Domestic garment manufacturers will formally ask the government to impose an import curb on inexpensive clothing that is fueling the rapid growth of the wildly popular Uniqlo chain, industry officials said Monday.
The request could be made later this month.
"Unless Japan holds those imports under control, Japanese garment manufacturers will be wiped out," warned Akihiro Mochizuki, president of the Japan Spinners Association.
Imports of cheap clothing have surged in recent years and Fast Retailing, which operates the Uniqlo chain, has arranged for Chinese factories to make 90 percent of its apparel.
Its plans to sell 12 million knitted fleece sweaters this winter have drawn flak from hard-pressed small and midsize competitors.
But in a sign of Japan's changing economic landscape, the retailer and consumer groups are putting up a fight.
A Fast Retailing official noted that importing from countries with lower labor costs has benefited consumers.
An official with the Tokyo-based National Liaison Committee of Consumers' Organizations agreed, defending the firm and other import-based retailers, saying, "We are against the envisioned import curb, because consumers want to buy cheap products of high quality."

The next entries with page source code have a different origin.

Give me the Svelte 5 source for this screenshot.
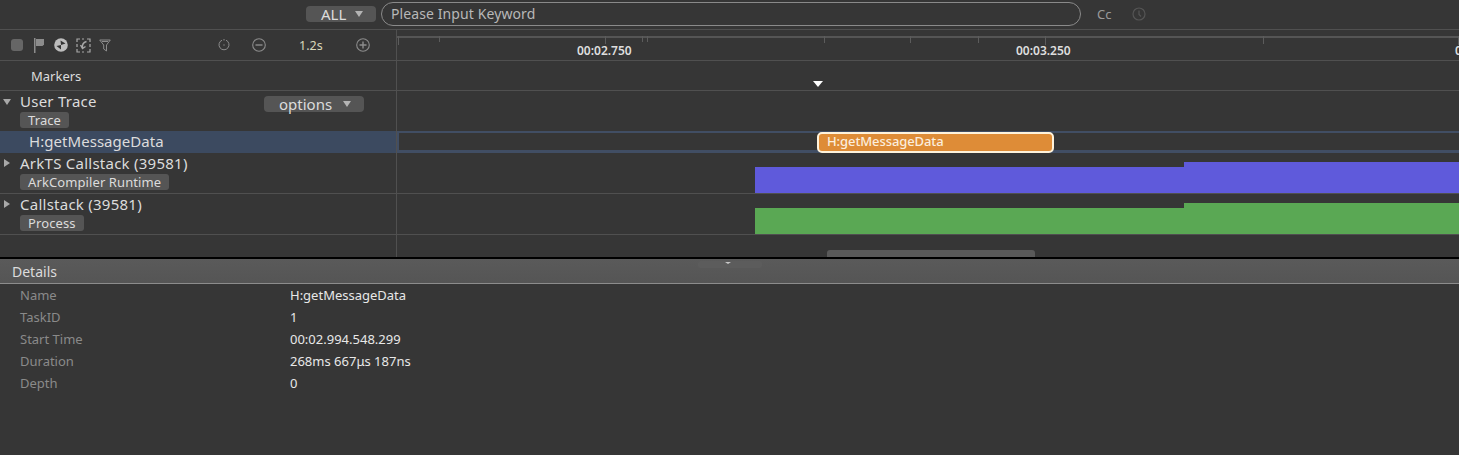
<script>
  const rows = [
    { name: 'ArkTS Callstack (39581)', tag: 'ArkCompiler Runtime', color: '#5f5adb' },
    { name: 'Callstack (39581)', tag: 'Process', color: '#5aa854' },
  ];
  const details = [
    ['Name', 'H:getMessageData'],
    ['TaskID', '1'],
    ['Start Time', '00:02.994.548.299'],
    ['Duration', '268ms 667μs 187ns'],
    ['Depth', '0'],
  ];
  const ticks = [
    { x: 1, h: 9 }, { x: 42, h: 6 }, { x: 208, h: 8 }, { x: 245, h: 6 }, { x: 250, h: 6 }, { x: 427, h: 7 },
    { x: 513, h: 7 }, { x: 581, h: 7 }, { x: 648, h: 9 }, { x: 866, h: 8 }, { x: 1061, h: 9 },
  ];
</script>

<main>
  <header class="search-bar">
    <div class="select all">ALL<span class="caret"></span></div>
    <div class="search">Please Input Keyword</div>
    <span class="cc">Cc</span>
    <svg class="history" width="14" height="14" viewBox="0 0 14 14" fill="none" stroke="#555" stroke-width="1.2">
      <circle cx="7" cy="7" r="6" />
      <path d="M7 3.5V7.5L9 9.5" />
    </svg>
  </header>

  <section class="trace">
    <div class="row toolbar-row">
      <div class="side toolbar">
        <div class="tools">
          <span class="stop"></span>
          <svg class="flag" width="10" height="15" viewBox="0 0 10 15" fill="#8c8c8c"><rect x="0" y="0" width="1.5" height="15" /><path d="M2 1H10V6.500L8.500 8H2Z" /></svg>
          <svg width="14" height="14" viewBox="0 0 14 14"><circle cx="7" cy="7" r="6.800" fill="#bdbdbd" /><path d="M6.500 2.500L11.500 5.500L7 7ZM7 7L2.500 8L7 11.500Z" fill="#333" /></svg>
          <svg width="15" height="15" viewBox="0 0 15 15" fill="none" stroke="#a8a8a8" stroke-width="1.2"><path d="M1 4V1H4M6 1H8M11 1H14V4M14 6V9M14 11V14H11M8 14H6M4 14H1V11M1 9V6" /><path d="M10.500 3.500C7.500 4.500 6 6.500 6.500 9.500M4.500 7L6.500 10.500L9.500 8.500" stroke-width="1.4" /></svg>
          <svg width="12" height="13" viewBox="0 0 12 13" fill="none" stroke="#8c8c8c" stroke-width="1"><path d="M0.700 1H11.300L7.500 6V12L4.700 10V6Z" /><path d="M3 2.500H9" /></svg>
        </div>
        <svg class="reset" width="12" height="12" viewBox="0 0 12 12" fill="none" stroke="#8c8c8c" stroke-width="1"><path d="M4 1.200A5 5 0 1 0 8 1.200" /><path d="M6 0V1.500" /><circle cx="6" cy="6" r="0.700" fill="#8c8c8c" stroke="none" /></svg>
        <svg class="minus" width="14" height="14" viewBox="0 0 14 14" fill="none" stroke="#8c8c8c" stroke-width="1.100"><circle cx="7" cy="7" r="6.300" /><path d="M3.500 7H10.500" stroke-width="1.400" /></svg>
        <span class="scale">1.2s</span>
        <svg class="plus" width="14" height="14" viewBox="0 0 14 14" fill="none" stroke="#8c8c8c" stroke-width="1.100"><circle cx="7" cy="7" r="6.300" /><path d="M3.500 7H10.500M7 3.500V10.500" stroke-width="1.400" /></svg>
      </div>
      <div class="lane ruler">
        <div class="ruler-line"></div>
        {#each ticks as t}
          <span class="tick" style="left: {t.x}px; height: {t.h}px"></span>
        {/each}
        <span class="time" style="left: 180px">00:02.750</span>
        <span class="time" style="left: 619px">00:03.250</span>
        <span class="time" style="left: 1058px">00:03.750</span>
      </div>
    </div>

    <div class="row markers-row">
      <div class="side markers">Markers</div>
      <div class="lane"><span class="marker"></span></div>
    </div>

    <div class="row track">
      <div class="side">
        <div class="track-name"><span class="arrow open"></span>User Trace</div>
        <span class="tag">Trace</span>
        <div class="select options">options<span class="caret"></span></div>
      </div>
      <div class="lane"></div>
    </div>

    <div class="row selected">
      <div class="side">H:getMessageData</div>
      <div class="lane">
        <div class="slice">H:getMessageData</div>
      </div>
    </div>

    {#each rows as r}
      <div class="row track">
        <div class="side">
          <div class="track-name"><span class="arrow"></span>{r.name}</div>
          <span class="tag">{r.tag}</span>
        </div>
        <div class="lane">
          <span class="area low" style="background: {r.color}"></span>
          <span class="area high" style="background: {r.color}"></span>
        </div>
      </div>
    {/each}

    <div class="row empty">
      <div class="side"></div>
      <div class="lane"><span class="scrollbar"></span></div>
    </div>
  </section>

  <section class="details">
    <div class="details-title">Details<span class="grip"></span></div>
    <div class="details-body">
      {#each details as [label, value]}
        <div class="detail">
          <span class="label">{label}</span>
          <span class="value">{value}</span>
        </div>
      {/each}
    </div>
  </section>
</main>

<style>
  :global(body) {
    margin: 0;
    background: #363636;
    overflow: hidden;
  }

  main {
    width: 1459px;
    height: 455px;
    overflow: hidden;
    background: #363636;
    color: #d8d8d8;
    font-family: "Noto Sans", "Liberation Sans", sans-serif;
    font-size: 14px;
    display: flex;
    flex-direction: column;
  }

  .search-bar {
    height: 28px;
    padding-bottom: 1px;
    flex: none;
    display: flex;
    align-items: center;
    padding-left: 306px;
    border-bottom: 1px solid #505050;
  }

  .select {
    display: flex;
    align-items: center;
    background: #555;
    border-radius: 4px;
    color: #dcdcdc;
    font-size: 15px;
    line-height: 16px;
  }

  .all {
    width: 70px;
    height: 16px;
    padding-left: 15px;
    box-sizing: border-box;
  }

  .caret {
    width: 0;
    height: 0;
    border-left: 4.5px solid transparent;
    border-right: 4.5px solid transparent;
    border-top: 6px solid #b4b4b4;
    margin-left: 9px;
  }

  .search {
    width: 700px;
    height: 24px;
    margin-left: 5px;
    padding-left: 9px;
    box-sizing: border-box;
    border: 1px solid #8a8a8a;
    border-radius: 12px;
    line-height: 22px;
    color: #b8b8b8;
    letter-spacing: 0.1px;
  }

  .cc {
    margin-left: 16px;
    color: #9a9a9a;
    font-size: 13px;
  }

  .history {
    margin-left: 21px;
  }

  .trace {
    height: 227px;
    flex: none;
  }

  .row {
    display: flex;
    border-bottom: 1px solid #505050;
  }

  .side {
    position: relative;
    width: 397px;
    flex: none;
    box-sizing: border-box;
    border-right: 1px solid #505050;
  }

  .lane {
    position: relative;
    flex: 1;
    overflow: hidden;
  }

  .toolbar-row {
    height: 30px;
  }

  .toolbar {
    display: flex;
    align-items: center;
  }

  .tools {
    display: flex;
    align-items: center;
    gap: 8px;
    margin-left: 11px;
    width: 207px;
  }

  .flag {
    margin-right: 2px;
  }

  .stop {
    width: 12px;
    height: 12px;
    background: #666;
    border-radius: 3px;
    margin-right: 3px;
  }

  .minus {
    margin-left: 22px;
  }

  .scale {
    width: 33px;
    margin-left: 33px;
    color: #d8d8bc;
    font-size: 12.5px;
  }

  .plus {
    margin-left: 24px;
  }

  .ruler-line {
    height: 2px;
    margin-top: 6px;
    background: #555;
  }

  .tick {
    position: absolute;
    top: 6px;
    width: 1px;
    background: #5c5c5c;
  }

  .time {
    position: absolute;
    top: 13px;
    font-size: 12px;
    font-weight: 600;
    line-height: 16px;
    color: #dedede;
  }

  .markers-row {
    height: 29px;
  }

  .markers {
    padding-left: 31px;
    font-size: 13px;
    line-height: 31px;
    color: #dcdcdc;
  }

  .marker {
    position: absolute;
    left: 416px;
    top: 20px;
    width: 0;
    height: 0;
    border-left: 5px solid transparent;
    border-right: 5px solid transparent;
    border-top: 6px solid #fff;
  }

  .track {
    height: 40px;
  }

  .track-name {
    position: relative;
    padding-left: 20px;
    padding-top: 1px;
    line-height: 18px;
    color: #dcdcdc;
    font-size: 15px;
    letter-spacing: 0.25px;
  }

  .arrow {
    position: absolute;
    left: 4px;
    top: 6px;
    width: 0;
    height: 0;
    border-top: 4px solid transparent;
    border-bottom: 4px solid transparent;
    border-left: 6px solid #a8a8a8;
  }

  .arrow.open {
    left: 3px;
    top: 8px;
    border-left: 4px solid transparent;
    border-right: 4px solid transparent;
    border-top: 6px solid #a8a8a8;
    border-bottom: 0;
  }

  .tag {
    display: inline-block;
    margin: 1px 0 0 20px;
    padding: 0 8px;
    height: 16px;
    line-height: 16px;
    background: #555;
    border-radius: 3px;
    font-size: 13px;
    letter-spacing: 0.1px;
    color: #dcdcdc;
  }

  .options {
    position: absolute;
    left: 264px;
    top: 5px;
    width: 100px;
    height: 16px;
    padding-left: 15px;
    box-sizing: border-box;
    line-height: 15px;
  }

  .options .caret {
    margin-left: 11px;
  }

  .selected {
    height: 22px;
    margin-top: -1px;
    border-bottom: 0;
  }

  .selected .side {
    background: #3c4a60;
    padding-left: 29px;
    line-height: 21px;
    font-size: 15px;
    letter-spacing: 0.05px;
    color: #dcdcdc;
  }

  .selected .lane {
    overflow: visible;
    border: 2px solid #414e64;
    border-right: 0;
    border-bottom-width: 3px;
  }

  .slice {
    position: absolute;
    left: 418px;
    top: -1px;
    width: 237px;
    height: 21px;
    box-sizing: border-box;
    background: #de8c37;
    border: 2px solid #fff3dc;
    border-radius: 5px;
    padding-left: 8px;
    line-height: 15px;
    font-size: 13px;
    font-weight: 500;
    letter-spacing: -0.1px;
    color: #fbeedd;
  }

  .area {
    position: absolute;
    bottom: 0;
    right: 0;
  }

  .area.low {
    left: 358px;
    height: 26px;
  }

  .area.high {
    left: 787px;
    height: 31px;
  }

  .empty {
    height: 22px;
    border-bottom: 0;
  }

  .scrollbar {
    position: absolute;
    left: 430px;
    bottom: 0;
    width: 208px;
    height: 7px;
    border-radius: 3px 3px 0 0;
    background: #5a5a5a;
  }

  .details {
    flex: 1;
    border-top: 2px solid #000;
  }

  .details-title {
    position: relative;
    height: 24px;
    padding-left: 12px;
    background: linear-gradient(#5a5a5a, #555);
    border-bottom: 1px solid #8c8c8c;
    line-height: 25px;
    font-size: 14px;
    color: #dcdcdc;
  }

  .details-title::before {
    content: "";
    position: absolute;
    left: 698px;
    top: 2px;
    width: 64px;
    height: 7px;
    background: #5c5c5c;
    border-radius: 2px;
  }

  .grip {
    position: absolute;
    left: 725px;
    top: 3px;
    width: 0;
    height: 0;
    border-left: 3px solid transparent;
    border-right: 3px solid transparent;
    border-top: 2px solid #c8c8c8;
  }

  .detail {
    display: flex;
    height: 22px;
    align-items: center;
    font-size: 13px;
  }

  .label {
    width: 270px;
    margin-left: 20px;
    color: #8a8a8a;
  }

  .value {
    color: #e8e8e8;
  }
</style>
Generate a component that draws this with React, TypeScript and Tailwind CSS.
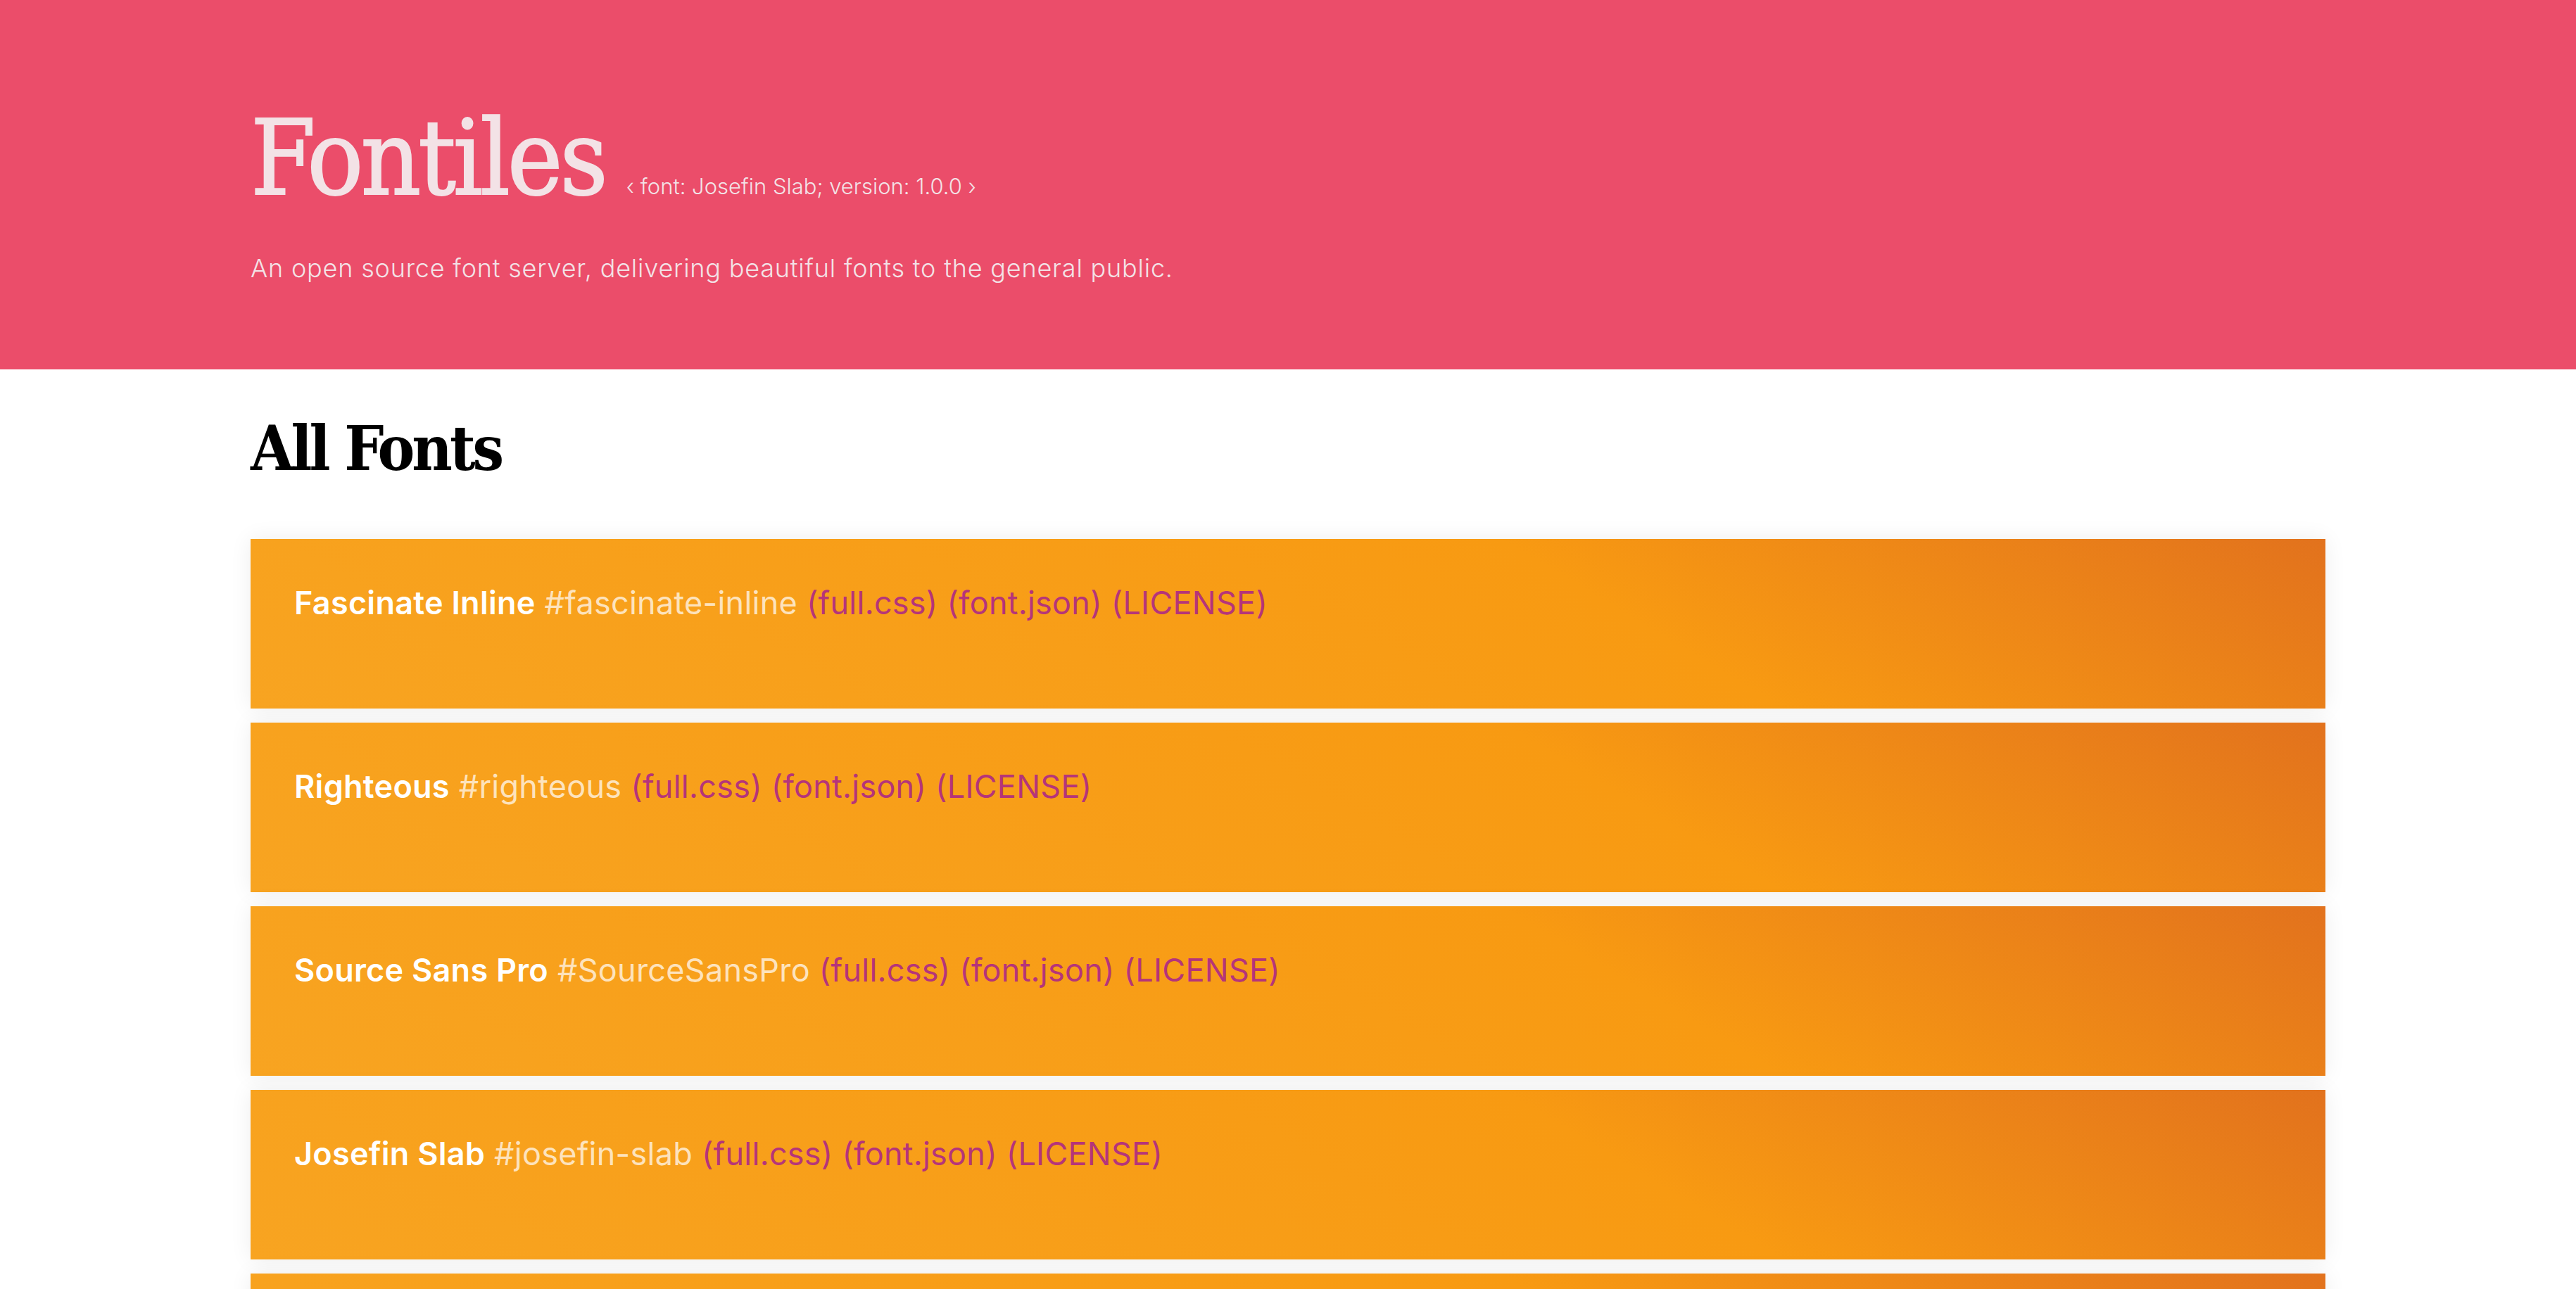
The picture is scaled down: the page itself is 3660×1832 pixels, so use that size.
import React from "react";

type FontEntry = {
  name: string;
  slug: string;
};

const fonts: FontEntry[] = [
  { name: "Fascinate Inline", slug: "fascinate-inline" },
  { name: "Righteous", slug: "righteous" },
  { name: "Source Sans Pro", slug: "SourceSansPro" },
  { name: "Josefin Slab", slug: "josefin-slab" },
  { name: "Manrope", slug: "manrope" },
  { name: "Lobster", slug: "lobster" },
];

const slab = { fontFamily: '"DejaVu Serif Condensed", "DejaVu Serif", serif' };
const sans = { fontFamily: 'Inter, "Noto Sans", sans-serif' };

function FontCard({ font }: { font: FontEntry }) {
  return (
    <li className="h-[241px] px-[62px] pt-[57px] bg-[linear-gradient(31deg,#f8a421_0%,#f89a12_65%,#e2721d_100%)] shadow-[0_0_30px_rgba(0,0,0,0.07)]">
      <p className="text-[45px] leading-[1.5] tracking-[0.25px] text-white" style={sans}>
        <span className="font-semibold">{font.name}</span>{" "}
        <a href={`#${font.slug}`} className="text-[#fde3bd]">
          #{font.slug}
        </a>{" "}
        <a href={`/${font.slug}/full.css`} className="text-[#b5347a]">
          (full.css)
        </a>{" "}
        <a href={`/${font.slug}/font.json`} className="text-[#b5347a]">
          (font.json)
        </a>{" "}
        <a href={`/${font.slug}/LICENSE`} className="text-[#b5347a]">
          (LICENSE)
        </a>
      </p>
    </li>
  );
}

export default function App() {
  return (
    <div className="min-h-screen bg-white">
      <header className="h-[525px] bg-[#eb4d6a] text-[#f3e2e6]">
        <div className="mx-auto w-[2948px] pt-[151px]">
          <h1 className="flex items-baseline">
            <span
              className="text-[148px] leading-none tracking-[-4px] [-webkit-text-stroke:2px_currentColor]"
              style={slab}
            >
              Fontiles
            </span>
            <small className="ml-[30px] text-[31px] font-light leading-none" style={sans}>
              ‹ font: Josefin Slab; version: 1.0.0 ›
            </small>
          </h1>
          <p
            className="mt-[55px] text-[36px] font-light leading-[1.5] tracking-[0.8px]"
            style={sans}
          >
            An open source font server, delivering beautiful fonts to the general public.
          </p>
        </div>
      </header>

      <main className="mx-auto w-[2948px] pb-[80px]">
        <h2
          className="mt-[68px] text-[88px] font-bold leading-none tracking-[-4px] text-black"
          style={slab}
        >
          All Fonts
        </h2>
        <ul className="mt-[85px] flex flex-col gap-[20px]">
          {fonts.map((f) => (
            <FontCard key={f.slug} font={f} />
          ))}
        </ul>
      </main>
    </div>
  );
}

Shares of Fast Retailing have been under downward pressure since November, when calls for the import curb gained strength. Fast shares rose as high as 32,200 yen the same month but fell below 20,000 yen earlier in January.
"Fast Retailing's share price has slid because investors have overreacted to the reported moves to seek an invocation of the safeguard curb," said Takayuki Suzuki, an analyst at Merrill Lynch Japan Securities Co. "The safeguard, even if imposed, would not mean much of a negative impact on Fast Retailing shares because it has a track record of importing (and selling) a voluminous quantity of apparel goods."